Legacy inquests in Northern Ireland 'can be dealt with in five years'
The Lord Chief Justice has said the remaining legacy inquests in Northern Ireland can be dealt with in five years if he gets the necessary funding.
Sir Declan Morgan proposed setting up a legacy inquest unit with its own staffing and resourcing to deal with Troubles related inquests.
After a review of more than 50 outstanding cases it has been decided that all are suitable for inquest.
Sir Declan says he believes these could start in September.
He met the families of those involved in the legacy inquests on Friday, including relatives of those shot dead by soldiers in Ballymurphy.
The purpose of the meeting was to give the families, supported by their legal representatives, an opportunity to give their views on how best to ensure that all of the legacy cases are progressed as quickly as possible through the inquest system.
Sir Declan said there was "much to be done".

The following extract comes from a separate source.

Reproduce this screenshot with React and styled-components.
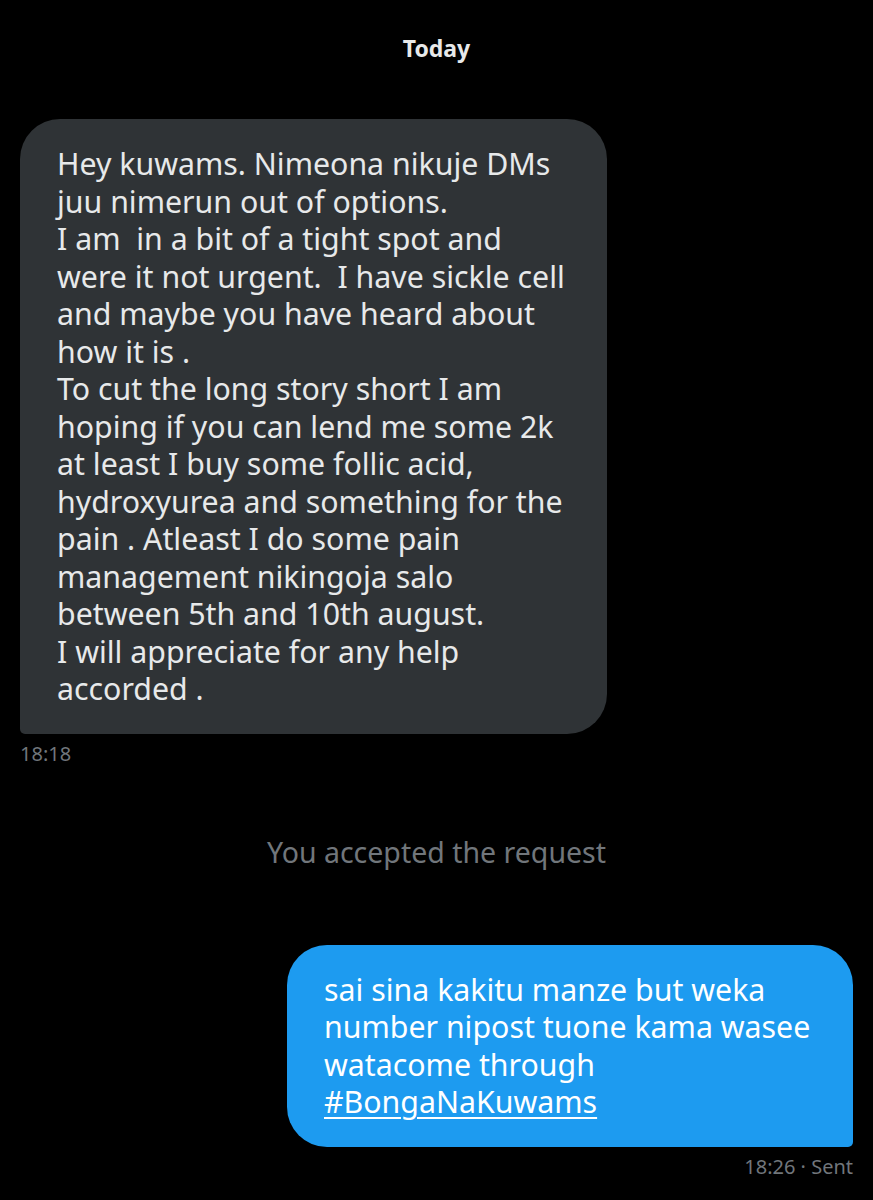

"If we are given the necessary resources and we obtain the full co-operation of the relevant statutory agencies, I am confident that it should be possible to hear all of the remaining legacy cases within about five years," he said.
'Matter of urgency'
"I set out for the families today the way in which I think this could be achieved under the oversight of Mr Justice Colton, as the presiding coroner.
"It is clear that the existing Coroners Service is not adequately resourced to carry the weight of these cases and so we will need to establish a new, dedicated legacy inquest unit as a matter of urgency."
Justice Minister David Ford welcomed Sir Declan's comments on the legacy inquests.
"I am committed to doing all I can to ensure that victims, survivors and families get access to the information, justice and services they deserve.
"My officials are working with the office of the Lord Chief Justice to agree the structure, resources and operational arrangements for a new legacy inquest unit based on the Lord Chief Justice's developing thinking."
Victims Commissioner Judith Thompson also welcomed the move.
"Having consulted with victims and survivor groups throughout Northern Ireland in the last month, it is also clear that balance has to be achieved in the disclosure of information from all parties involved," she said.
"Ultimately victims understand that the truth will be uncomfortable for everyone, but that should not stand in the way of an acknowledgement of what happened in the past."
Ms Thompson said there were three "areas of concern" for victims.
"These areas include the establishment of the HIU (Historical Investigations Unit) to bring a more balanced focus to legacy investigation, implementation of the mental health trauma service and the pension for seriously injured," she said.